> [Information shown]
---
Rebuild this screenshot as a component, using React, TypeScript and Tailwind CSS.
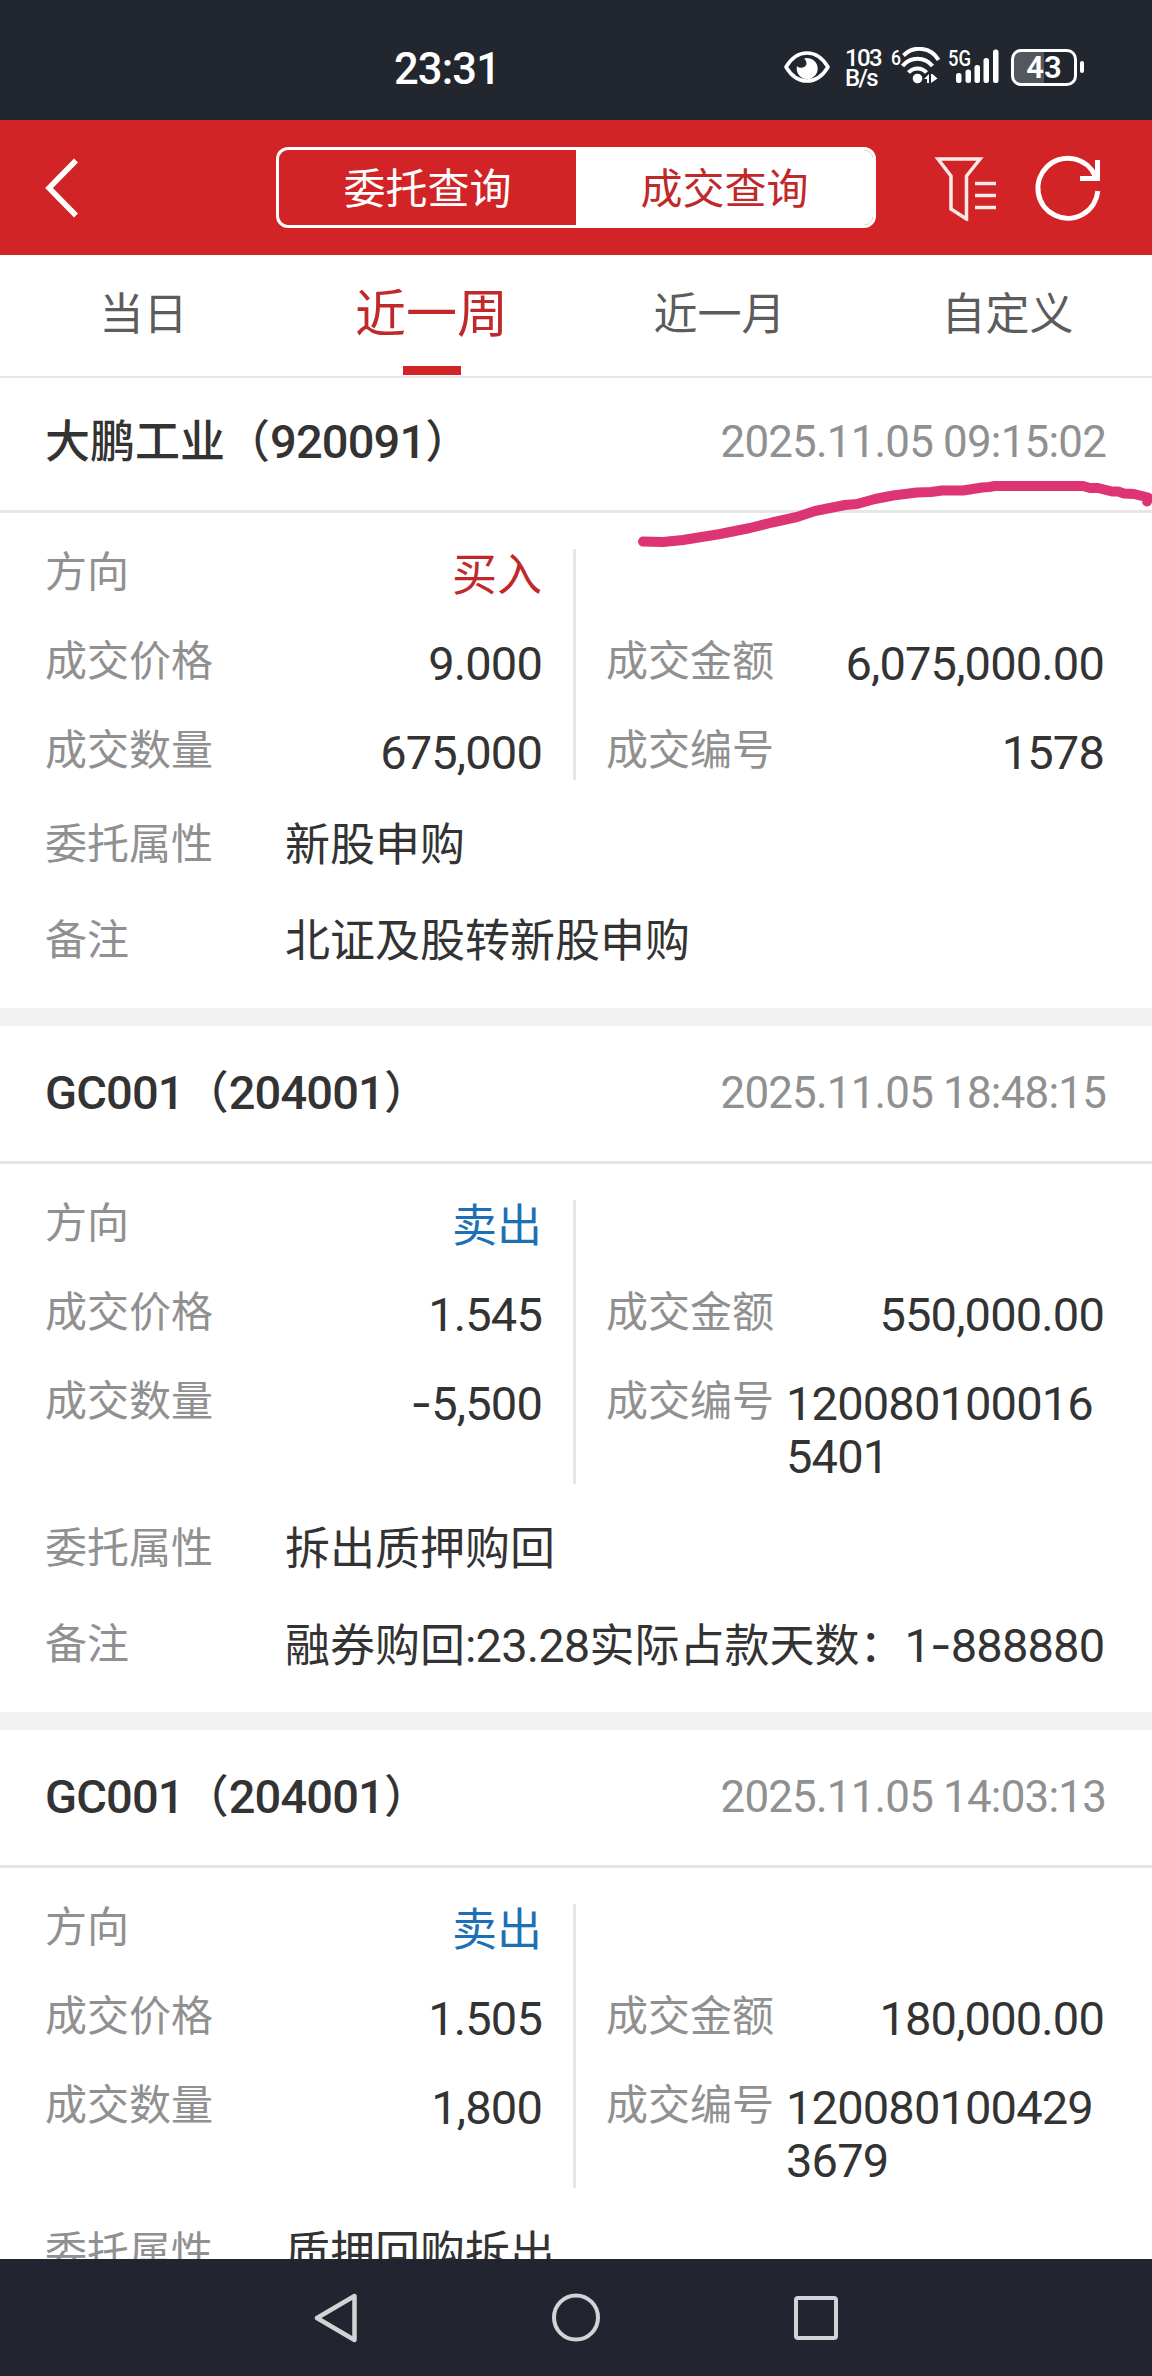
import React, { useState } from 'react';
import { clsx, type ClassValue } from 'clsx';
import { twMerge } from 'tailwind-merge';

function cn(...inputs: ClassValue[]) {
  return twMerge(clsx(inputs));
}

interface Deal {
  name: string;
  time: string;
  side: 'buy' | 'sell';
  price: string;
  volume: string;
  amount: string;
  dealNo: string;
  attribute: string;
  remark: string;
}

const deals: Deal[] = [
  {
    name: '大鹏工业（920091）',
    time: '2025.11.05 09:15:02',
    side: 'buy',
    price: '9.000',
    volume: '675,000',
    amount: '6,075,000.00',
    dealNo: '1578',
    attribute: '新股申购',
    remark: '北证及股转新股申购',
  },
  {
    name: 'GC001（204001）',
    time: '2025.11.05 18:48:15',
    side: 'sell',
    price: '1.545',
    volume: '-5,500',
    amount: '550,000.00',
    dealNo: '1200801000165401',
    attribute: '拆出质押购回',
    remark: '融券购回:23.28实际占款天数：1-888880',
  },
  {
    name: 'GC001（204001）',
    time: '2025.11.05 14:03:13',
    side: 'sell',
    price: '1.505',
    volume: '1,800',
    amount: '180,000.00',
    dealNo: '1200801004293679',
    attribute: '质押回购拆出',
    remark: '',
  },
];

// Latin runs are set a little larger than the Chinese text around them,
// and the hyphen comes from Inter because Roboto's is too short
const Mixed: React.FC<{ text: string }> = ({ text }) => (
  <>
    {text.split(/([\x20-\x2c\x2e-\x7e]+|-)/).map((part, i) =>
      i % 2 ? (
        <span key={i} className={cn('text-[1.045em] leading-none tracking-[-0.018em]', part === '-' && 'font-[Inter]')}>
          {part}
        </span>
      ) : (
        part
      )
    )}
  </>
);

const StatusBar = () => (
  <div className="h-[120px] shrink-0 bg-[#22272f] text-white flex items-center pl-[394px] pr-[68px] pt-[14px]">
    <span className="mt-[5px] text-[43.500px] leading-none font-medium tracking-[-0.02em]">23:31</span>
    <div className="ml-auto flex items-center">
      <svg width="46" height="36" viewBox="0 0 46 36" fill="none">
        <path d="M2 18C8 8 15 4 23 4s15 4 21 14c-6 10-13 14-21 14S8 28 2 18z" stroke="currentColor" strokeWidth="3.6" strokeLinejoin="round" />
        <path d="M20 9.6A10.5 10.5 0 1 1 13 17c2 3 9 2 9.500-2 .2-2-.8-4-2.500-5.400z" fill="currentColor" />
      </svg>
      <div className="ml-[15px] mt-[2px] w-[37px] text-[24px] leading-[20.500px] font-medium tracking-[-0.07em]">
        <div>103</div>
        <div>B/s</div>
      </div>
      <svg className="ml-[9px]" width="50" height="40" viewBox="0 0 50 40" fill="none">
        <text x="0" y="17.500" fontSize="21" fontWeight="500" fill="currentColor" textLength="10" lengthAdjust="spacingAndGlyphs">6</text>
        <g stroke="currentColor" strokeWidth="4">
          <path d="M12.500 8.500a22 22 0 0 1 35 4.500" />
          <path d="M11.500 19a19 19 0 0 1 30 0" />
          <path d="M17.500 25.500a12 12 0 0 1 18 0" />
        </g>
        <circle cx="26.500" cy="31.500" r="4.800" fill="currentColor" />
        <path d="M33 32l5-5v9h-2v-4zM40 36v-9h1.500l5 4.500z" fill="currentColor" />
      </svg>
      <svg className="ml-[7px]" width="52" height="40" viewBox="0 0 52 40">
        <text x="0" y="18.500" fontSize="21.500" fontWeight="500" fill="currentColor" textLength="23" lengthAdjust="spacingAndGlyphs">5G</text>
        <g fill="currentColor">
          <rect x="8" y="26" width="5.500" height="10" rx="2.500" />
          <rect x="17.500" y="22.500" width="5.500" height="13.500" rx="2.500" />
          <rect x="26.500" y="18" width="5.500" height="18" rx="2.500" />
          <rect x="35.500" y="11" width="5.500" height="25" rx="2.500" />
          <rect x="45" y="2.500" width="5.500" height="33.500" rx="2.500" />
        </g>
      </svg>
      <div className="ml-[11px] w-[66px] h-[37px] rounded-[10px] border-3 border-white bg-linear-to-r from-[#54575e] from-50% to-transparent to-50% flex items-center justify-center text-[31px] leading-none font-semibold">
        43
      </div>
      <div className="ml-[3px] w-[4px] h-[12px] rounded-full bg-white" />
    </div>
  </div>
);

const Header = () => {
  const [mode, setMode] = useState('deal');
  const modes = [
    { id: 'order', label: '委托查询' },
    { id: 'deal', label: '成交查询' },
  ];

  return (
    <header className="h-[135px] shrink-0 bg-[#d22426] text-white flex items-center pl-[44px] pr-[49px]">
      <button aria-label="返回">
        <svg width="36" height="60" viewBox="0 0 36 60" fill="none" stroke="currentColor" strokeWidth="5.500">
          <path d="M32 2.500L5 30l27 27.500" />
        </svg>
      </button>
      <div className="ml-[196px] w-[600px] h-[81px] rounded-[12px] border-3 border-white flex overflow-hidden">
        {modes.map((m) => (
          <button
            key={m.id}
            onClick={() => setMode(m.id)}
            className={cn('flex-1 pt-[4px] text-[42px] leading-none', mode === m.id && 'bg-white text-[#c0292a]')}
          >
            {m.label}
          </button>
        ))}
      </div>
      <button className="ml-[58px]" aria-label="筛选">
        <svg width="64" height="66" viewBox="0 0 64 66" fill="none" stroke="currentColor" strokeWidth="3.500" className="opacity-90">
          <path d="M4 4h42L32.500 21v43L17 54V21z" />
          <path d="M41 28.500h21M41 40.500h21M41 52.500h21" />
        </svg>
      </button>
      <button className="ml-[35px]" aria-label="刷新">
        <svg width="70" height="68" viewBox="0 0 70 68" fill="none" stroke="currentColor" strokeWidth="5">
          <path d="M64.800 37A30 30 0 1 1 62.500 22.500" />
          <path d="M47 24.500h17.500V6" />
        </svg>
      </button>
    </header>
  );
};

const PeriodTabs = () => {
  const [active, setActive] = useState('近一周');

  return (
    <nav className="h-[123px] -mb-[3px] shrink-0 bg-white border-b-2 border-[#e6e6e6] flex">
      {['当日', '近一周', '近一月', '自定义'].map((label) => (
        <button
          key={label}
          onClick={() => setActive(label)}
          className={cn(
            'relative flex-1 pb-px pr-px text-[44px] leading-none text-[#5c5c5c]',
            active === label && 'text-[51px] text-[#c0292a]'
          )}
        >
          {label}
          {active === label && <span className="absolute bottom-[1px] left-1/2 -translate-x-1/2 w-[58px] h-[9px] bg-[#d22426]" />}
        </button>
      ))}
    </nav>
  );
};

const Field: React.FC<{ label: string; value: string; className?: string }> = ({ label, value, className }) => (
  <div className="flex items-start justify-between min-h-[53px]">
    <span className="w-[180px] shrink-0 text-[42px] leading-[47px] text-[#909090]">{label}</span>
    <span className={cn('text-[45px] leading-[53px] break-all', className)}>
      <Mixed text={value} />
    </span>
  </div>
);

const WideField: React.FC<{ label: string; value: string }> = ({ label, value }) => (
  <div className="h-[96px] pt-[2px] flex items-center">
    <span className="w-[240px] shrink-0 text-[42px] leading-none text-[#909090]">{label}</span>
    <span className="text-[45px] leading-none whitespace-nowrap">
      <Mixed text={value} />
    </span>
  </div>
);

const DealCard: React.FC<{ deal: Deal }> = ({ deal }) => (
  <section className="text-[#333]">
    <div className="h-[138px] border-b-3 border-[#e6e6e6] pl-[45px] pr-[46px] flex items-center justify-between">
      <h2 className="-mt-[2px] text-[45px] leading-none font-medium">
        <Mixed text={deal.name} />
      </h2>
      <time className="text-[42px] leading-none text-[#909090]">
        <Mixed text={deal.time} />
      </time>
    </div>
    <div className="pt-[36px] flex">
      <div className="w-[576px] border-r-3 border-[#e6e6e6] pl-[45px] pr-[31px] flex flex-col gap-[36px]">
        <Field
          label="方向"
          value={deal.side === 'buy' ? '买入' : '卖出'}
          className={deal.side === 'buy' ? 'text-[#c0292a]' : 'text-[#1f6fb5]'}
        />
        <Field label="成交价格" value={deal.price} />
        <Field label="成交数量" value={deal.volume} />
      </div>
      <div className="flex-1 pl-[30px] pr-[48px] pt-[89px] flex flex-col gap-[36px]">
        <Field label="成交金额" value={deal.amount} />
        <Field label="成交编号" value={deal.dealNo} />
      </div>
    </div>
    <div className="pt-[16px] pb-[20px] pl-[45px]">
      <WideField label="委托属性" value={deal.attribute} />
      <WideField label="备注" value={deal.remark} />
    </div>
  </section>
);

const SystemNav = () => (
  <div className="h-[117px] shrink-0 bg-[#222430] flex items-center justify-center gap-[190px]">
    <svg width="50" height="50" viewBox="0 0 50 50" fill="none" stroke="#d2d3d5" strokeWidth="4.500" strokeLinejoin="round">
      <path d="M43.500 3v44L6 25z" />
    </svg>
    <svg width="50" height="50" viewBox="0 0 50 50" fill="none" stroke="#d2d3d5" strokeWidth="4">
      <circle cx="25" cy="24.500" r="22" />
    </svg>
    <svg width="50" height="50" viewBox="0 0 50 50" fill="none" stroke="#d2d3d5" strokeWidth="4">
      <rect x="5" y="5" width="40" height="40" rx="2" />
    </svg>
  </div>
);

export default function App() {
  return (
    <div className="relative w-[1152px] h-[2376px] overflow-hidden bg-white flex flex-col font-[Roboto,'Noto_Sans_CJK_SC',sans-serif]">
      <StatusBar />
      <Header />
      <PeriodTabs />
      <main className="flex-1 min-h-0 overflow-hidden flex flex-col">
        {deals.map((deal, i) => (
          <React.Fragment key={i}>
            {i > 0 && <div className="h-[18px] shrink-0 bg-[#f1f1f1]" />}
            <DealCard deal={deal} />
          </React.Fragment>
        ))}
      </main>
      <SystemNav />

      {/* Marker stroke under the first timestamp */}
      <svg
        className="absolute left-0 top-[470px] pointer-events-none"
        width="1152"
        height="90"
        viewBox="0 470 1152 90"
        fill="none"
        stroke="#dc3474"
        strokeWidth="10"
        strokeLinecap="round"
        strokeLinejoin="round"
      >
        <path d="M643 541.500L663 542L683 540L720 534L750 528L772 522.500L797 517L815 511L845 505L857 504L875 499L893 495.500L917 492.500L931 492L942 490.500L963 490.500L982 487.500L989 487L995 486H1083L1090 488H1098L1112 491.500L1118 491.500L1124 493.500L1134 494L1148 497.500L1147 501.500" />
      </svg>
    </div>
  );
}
---
> [Exercise goal]
Find how many lines in the listing contain the word "React" and give that count alone.

> [Expected answer]
8